Retype, exactly as they stand, the lines from the start of the data to the line that contains "import React from", both ends included. Leave the pictures out.

____

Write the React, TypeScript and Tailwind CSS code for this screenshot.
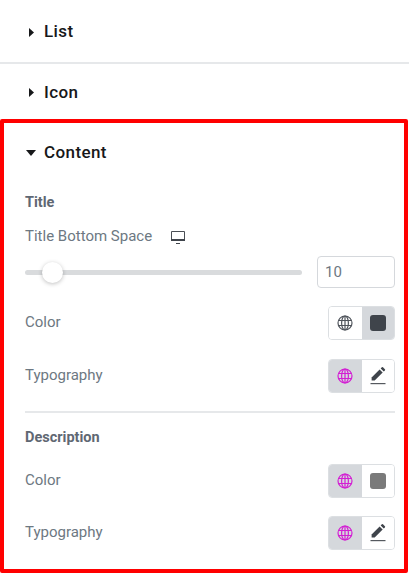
import React from "react";

const Globe = ({ color }: { color: string }) => (
  <svg width="16" height="16" viewBox="0 0 16 16" fill="none" stroke={color} strokeWidth="1.2">
    <circle cx="8" cy="8" r="7" />
    <ellipse cx="8" cy="8" rx="3.4" ry="7" />
    <path d="M8 1v14M1.500 5.500h13M1.500 10.500h13" />
  </svg>
);

const Pencil = () => (
  <svg width="16" height="18" viewBox="0 0 16 18" fill="#3f444b">
    <path d="M1.6 13.6v-3.1l8-8 3.1 3.100-8 8z" />
    <path d="M10.700 1.400 11.800.3a.9.9 0 0 1 1.200 0l1.900 1.900a.9.9 0 0 1 0 1.200l-1.100 1.100z" />
    <rect x="0.5" y="16" width="15" height="1.2" fill="#55595f" />
  </svg>
);

const Swatch = ({ color }: { color: string }) => (
  <span className="block h-[16px] w-[16px] rounded-[3px]" style={{ backgroundColor: color }} />
);

const Caret = ({ open }: { open?: boolean }) =>
  open ? (
    <svg width="10" height="6" viewBox="0 0 10 6" className="mr-[8px] ml-[1px]"><path d="M0 0h10L5 6z" fill="#17181a" /></svg>
  ) : (
    <svg width="5" height="9" viewBox="0 0 5 9" className="mr-[10px] ml-[3px]"><path d="M0 0l5 4.500-5 4.500z" fill="#17181a" /></svg>
  );

const Toggle = ({
  left,
  right,
  active,
}: {
  left: React.ReactNode;
  right: React.ReactNode;
  active: "left" | "right";
}) => (
  <div className="flex h-[34px] w-[67px] overflow-hidden rounded-[4px] border border-[#dcdfe2]">
    <div className={`flex flex-1 items-center justify-center ${active === "left" ? "bg-[#d5d8dc]" : "bg-white"}`}>{left}</div>
    <div className={`flex flex-1 items-center justify-center ${active === "right" ? "bg-[#d5d8dc]" : "bg-white"}`}>{right}</div>
  </div>
);

const Row = ({ label, children, className }: { label: string; children: React.ReactNode; className?: string }) => (
  <div className={`flex h-[34px] items-center justify-between ${className ?? ""}`}>
    <span className="mt-[-1px] text-[15px] text-[#6d7882]">{label}</span>
    {children}
  </div>
);

const magenta = "#d31fd3";
const heading = "pt-[2px] text-[17px] font-medium tracking-[0.4px] text-[#17181a]";

export default function App() {
  return (
    <div className="h-[574px] w-[409px] overflow-hidden bg-white font-['Roboto',sans-serif]">
      <div className={`flex h-[62px] items-center pl-[26px] ${heading}`}>
        <Caret />
        <span>List</span>
      </div>
      <div className="h-[2px] bg-[#e6e8ea]" />
      <div className={`flex h-[55px] items-center pl-[26px] ${heading}`}>
        <Caret />
        <span>Icon</span>
      </div>
      <div className="mr-[1px] h-[454px] rounded-[2px] border-[4px] border-[#ff0000] pl-[21px] pr-[9px]">
        <div className={`flex h-[58px] items-center ${heading}`}>
          <Caret open />
          <span>Content</span>
        </div>
        <div className="mt-[12px] text-[14.5px] leading-[20px] font-bold text-[#5f6873]">Title</div>
        <div className="mt-[13px] flex h-[20px] items-center text-[15px] text-[#6d7882]">
          <span>Title Bottom Space</span>
          <svg width="14" height="13" viewBox="0 0 14 13" className="mt-[2px] ml-[19px]" fill="none">
            <path d="M.5.5h13v9H.5z" stroke="#4a4f55" strokeWidth="1" />
            <rect x="0" y="8" width="14" height="2" fill="#3f444b" />
            <rect x="5" y="12" width="4" height="1" fill="#3f444b" />
          </svg>
        </div>
        <div className="mt-[10px] flex h-[32px] items-center">
          <div className="relative h-[5px] w-[277px] rounded-[3px] bg-[#d9dbdd]">
            <span className="absolute top-[-8px] left-[17px] h-[21px] w-[21px] rounded-full bg-white shadow-[0_1px_4px_rgba(0,0,0,0.25)]" />
          </div>
          <div className="ml-[15px] flex h-[32px] w-[78px] items-center rounded-[4px] border border-[#d5d8dc] pl-[7px] text-[15px] text-[#6d7882]">10</div>
        </div>
        <Row label="Color" className="mt-[18px]">
          <Toggle left={<Globe color="#50555c" />} right={<Swatch color="#3f444b" />} active="right" />
        </Row>
        <Row label="Typography" className="mt-[19px]">
          <Toggle left={<Globe color={magenta} />} right={<Pencil />} active="left" />
        </Row>
        <div className="mt-[18px] h-[2px] bg-[#e6e8ea]" />
        <div className="mt-[15px] text-[14.5px] leading-[20px] font-bold text-[#5f6873]">Description</div>
        <Row label="Color" className="mt-[16px]">
          <Toggle left={<Globe color={magenta} />} right={<Swatch color="#7a7a7a" />} active="left" />
        </Row>
        <Row label="Typography" className="mt-[18px]">
          <Toggle left={<Globe color={magenta} />} right={<Pencil />} active="left" />
        </Row>
      </div>
    </div>
  );
}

____

Solution to the problem —
Write the React, TypeScript and Tailwind CSS code for this screenshot.
import React from "react";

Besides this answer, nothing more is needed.